Quantum Circuits for Dynamic Runtime Assertions in Quantum Computation
Huiyang Zhou, Gregory Byrd

TL;DR
This paper introduces quantum circuits designed for runtime assertions, enabling debugging and error detection in quantum computing by using ancilla qubits to indirectly verify quantum states despite the non-cloning theorem.
Contribution
It presents novel quantum circuit designs for runtime assertions that address the challenges of quantum state measurement and non-cloning, facilitating debugging and error detection.
Findings
Quantum circuits for asserting classical states, entanglement, and superposition.
Use of ancilla qubits to indirectly verify quantum states.

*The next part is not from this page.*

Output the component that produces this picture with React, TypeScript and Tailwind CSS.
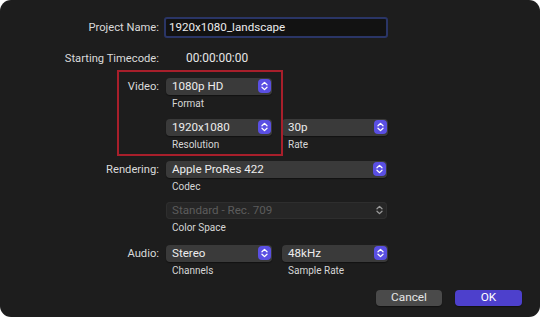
import React from "react";

const font = { fontFamily: "Roboto, 'Noto Sans', 'Liberation Sans', sans-serif" };

function Stepper({ disabled }: { disabled?: boolean }) {
  return (
    <div
      className={
        "flex h-[14px] w-[13px] items-center justify-center rounded-[4px] " +
        (disabled ? "bg-transparent" : "bg-[#5a4fe3]")
      }
    >
      <svg width="7" height="10" viewBox="0 0 7 10" fill="none">
        <path
          d="M1 3.8 L3.5 1.4 L6 3.8 M1 6.2 L3.5 8.6 L6 6.2"
          stroke={disabled ? "#9a9a9a" : "#ffffff"}
          strokeWidth="1.3"
          strokeLinecap="round"
          strokeLinejoin="round"
        />
      </svg>
    </div>
  );
}

function Popup({ value, wide, disabled }: { value: string; wide?: boolean; disabled?: boolean }) {
  return (
    <div
      className={
        "flex h-[17px] items-center justify-between rounded-[4px] pl-[6px] pr-[1px] " +
        (wide ? "w-[221px] " : "w-[106px] ") +
        (disabled ? "bg-[#262626] shadow-[inset_0_0_0_1px_#2e2e2e]" : "bg-[#3a3a3a] shadow-[0_1px_1px_rgba(0,0,0,0.4)]")
      }
    >
      <span
        className={
          "text-[11.6px] leading-none " + (disabled ? "text-[#5c5c5c]" : "text-[#ededed]")
        }
      >
        {value}
      </span>
      <Stepper disabled={disabled} />
    </div>
  );
}

function Sub({ children }: { children: React.ReactNode }) {
  return <div className="mt-[2px] h-[14px] pl-[6px] text-[10px] leading-[14px] text-[#d6d6d6]">{children}</div>;
}

function Row({ label, children }: { label?: string; children: React.ReactNode }) {
  return (
    <div className="flex">
      <div className="w-[159px] pt-[1px] text-right text-[11.2px] leading-[16px] text-[#dadada]">{label}</div>
      <div className="ml-[7px]">{children}</div>
    </div>
  );
}

export default function App() {
  return (
    <div className="h-[317px] w-[540px] bg-white" style={font}>
      <div className="relative h-full w-full rounded-[11px] bg-[#1d1d1d]">
        <div className="flex flex-col pt-[17px]">
          <div className="flex items-center">
            <div className="w-[159px] pt-[1px] text-right text-[11.2px] text-[#dadada]">Project Name:</div>
            <div className="ml-[5px] flex h-[21px] w-[224px] items-center rounded-[3px] border-[2px] border-[#2a3566] bg-[#121212] pl-[3px] pt-[1px] text-[11.6px] text-[#ededed]">
              1920x1080_landscape
            </div>
          </div>
          <div className="mt-[12px] flex items-center">
            <div className="w-[159px] text-right text-[11.2px] text-[#dadada]">Starting Timecode:</div>
            <div className="ml-[27px] text-[11.9px] text-[#e6e6e6]">00:00:00:00</div>
          </div>

          <div className="mt-[10px]">
            <Row label="Video:">
              <Popup value="1080p HD" />
              <Sub>Format</Sub>
            </Row>
          </div>
          <div className="mt-[8px]">
            <Row>
              <div className="flex gap-[10px]">
                <div>
                  <Popup value="1920x1080" />
                  <Sub>Resolution</Sub>
                </div>
                <div>
                  <Popup value="30p" />
                  <Sub>Rate</Sub>
                </div>
              </div>
            </Row>
          </div>
          <div className="mt-[9px]">
            <Row label="Rendering:">
              <Popup value="Apple ProRes 422" wide />
              <Sub>Codec</Sub>
            </Row>
          </div>
          <div className="mt-[8px]">
            <Row>
              <Popup value="Standard - Rec. 709" wide disabled />
              <Sub>Color Space</Sub>
            </Row>
          </div>
          <div className="mt-[10px]">
            <Row label="Audio:">
              <div className="flex gap-[10px]">
                <div>
                  <Popup value="Stereo" />
                  <Sub>Channels</Sub>
                </div>
                <div>
                  <Popup value="48kHz" />
                  <Sub>Sample Rate</Sub>
                </div>
              </div>
            </Row>
          </div>

          <div className="mt-[12px] flex justify-end gap-[13px] pr-[18px]">
            <button className="h-[16px] w-[66px] rounded-[4px] bg-[#4a4a4a] text-[11.8px] leading-none text-[#e6e6e6] shadow-[0_1px_1px_rgba(0,0,0,0.4)]">
              Cancel
            </button>
            <button className="h-[16px] w-[67px] rounded-[4px] bg-[#4d40cc] text-[11.8px] leading-none text-white shadow-[0_1px_1px_rgba(0,0,0,0.4)]">
              OK
            </button>
          </div>
        </div>

        <div className="pointer-events-none absolute left-[117px] top-[70px] h-[86px] w-[166px] border-[2px] border-[#a81f2b]" />
      </div>
    </div>
  );
}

Addresses key challenges in quantum runtime assertions.
Abstract
In this paper, we propose quantum circuits for runtime assertions, which can be used for both software debugging and error detection. Runtime assertion is challenging in quantum computing for two key reasons. First, a quantum bit (qubit) cannot be copied, which is known as the non-cloning theorem. Second, when a qubit is measured, its superposition state collapses into a classical state, losing the inherent parallel information. In this paper, we overcome these challenges with runtime computation through ancilla qubits, which are used to indirectly collect the information of the qubits of interest. We design quantum circuits to assert classical states, entanglement, and superposition states.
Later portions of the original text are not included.